Computer software is written using instructions to the computer that are human readable, this is called source code. Source code can be written in many different programming languages and each language varies in levels of abstraction from the aforementioned data formats the computer ultimately understands. Programming languages are also generally built for different purposes, operations, industries, and problem-sets. Common examples of programming languages are Java, C#, C++, Python, JavaScript. The computer programmer writes these instructions line-by-line and organizes the code into logical blocks, files, and folders. In order for a computer to read and run the program, the source code must be turned into binary in a process called compilation. This process is undertaken by another computer program called a compiler that transforms source code written in one programming language (the source language) into another programming language (the target language). The target language is generally binary code (machine code), or hexadecimal code (byte code). Machine code is immediately readable by the computer’s CPU (compiling directly from the target language to machine code is a compilation strategy known as “Ahead-of-time”, which means translated all together before the program is ran), but byte code is a very low-level intermediate representation of computer instructions that can be translated into machine code in a compilation strategy called “Just-in-time”, which means translated as it’s needed while being ran. Compilers also check the source code for errors such as misspellings or misuses of the language and fail the compilation process returning the location of the error in addition to varying levels of explanation as to the cause of said error depending on the error in question and the compiler being used.

The software can be written by individual programmers or by many. The more complex and wider the scope of a program’s functionality then the more programmers are generally required to complete the task of writing the necessary software. Professionally written and commercialized software is broadly written by large numbers of collaborating programmers and take a matter of years to complete. One concept that allows the simultaneous editing of source code by more than one programmer is version control. This is the management and collection of the editing history of files. The complete collection of source code files is known as the codebase. The version control software will keep track of all revisions to the codebase, changes are usually identified by a number or letter code termed the “revision number”, a timestamp, the person who made the change, what lines were deleted/removed, and what lines were added. Another concept that builds upon this is distributed version control. This is a form of version control where the complete codebase - including version history - is mirrored on every developer’s computer. This is a peer-to-peer approach to version control and results in a system that does not rely on a centralized master copy of the codebase. An individual programmer can make changes to one or more files in the codebase and submit these changes to a shared master version of the codebase (this is known as the master branch). In order to do this, the programmer must possess an up-to-date version of this master branch, and their changes are submitted as a new revision of the master branch. This new revision is added to the master branch, and all other programmers must update their own version of the master branch to pull in this change before they can submit their own new changes. If a bad revision has been incorporated into the master branch, the revision in question can easily be reverted bringing the codebase back to a healthy historical version of itself, undoing the bad changes.

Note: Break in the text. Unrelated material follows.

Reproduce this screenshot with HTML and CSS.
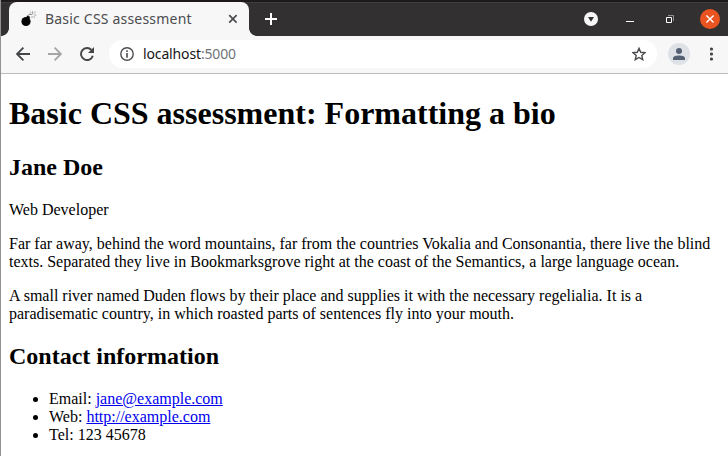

Computer software can be distributed for free or sold for a price. The source code can also be released to the public, open-source, or kept secret from the public, closed-source. Generally, when a user of the software downloads or otherwise receives the software they are in possession of the compiled, computer readable code that is owned by a person or company in the form of an executable file. This is how software is distributed whilst maintaining its closed-source nature. It is impossible to completely reverse this process and be in possession of source code that resembles the original. However, it is possible though extremely difficult to decompile executable files and machine code back into a higher level representation of the instructions so that a skilled individual or group of individuals may make their own changes to the program. Most proprietary software follows this model in order for secrecy and to maintain control over the intellectual property of the software solution. It ensures that nobody can copy their source code and immediately compete with them. The opposing model, open-source, is publicly available, downloadable, readable, and in most cases editable and re-distributable source code. The source files are released with one of many available special licenses that grant different degree and combinations of these freedoms. Open-source software is essential to enabling community development of free software. Many programs you use are likely open-source. Common examples of these are The Mozilla Firefox Browser, Audacity, VLC, 7-Zip, and the Linux operating system. These open-source software projects are developed and maintained by passionate unpaid volunteers, sometimes in addition to paid developers.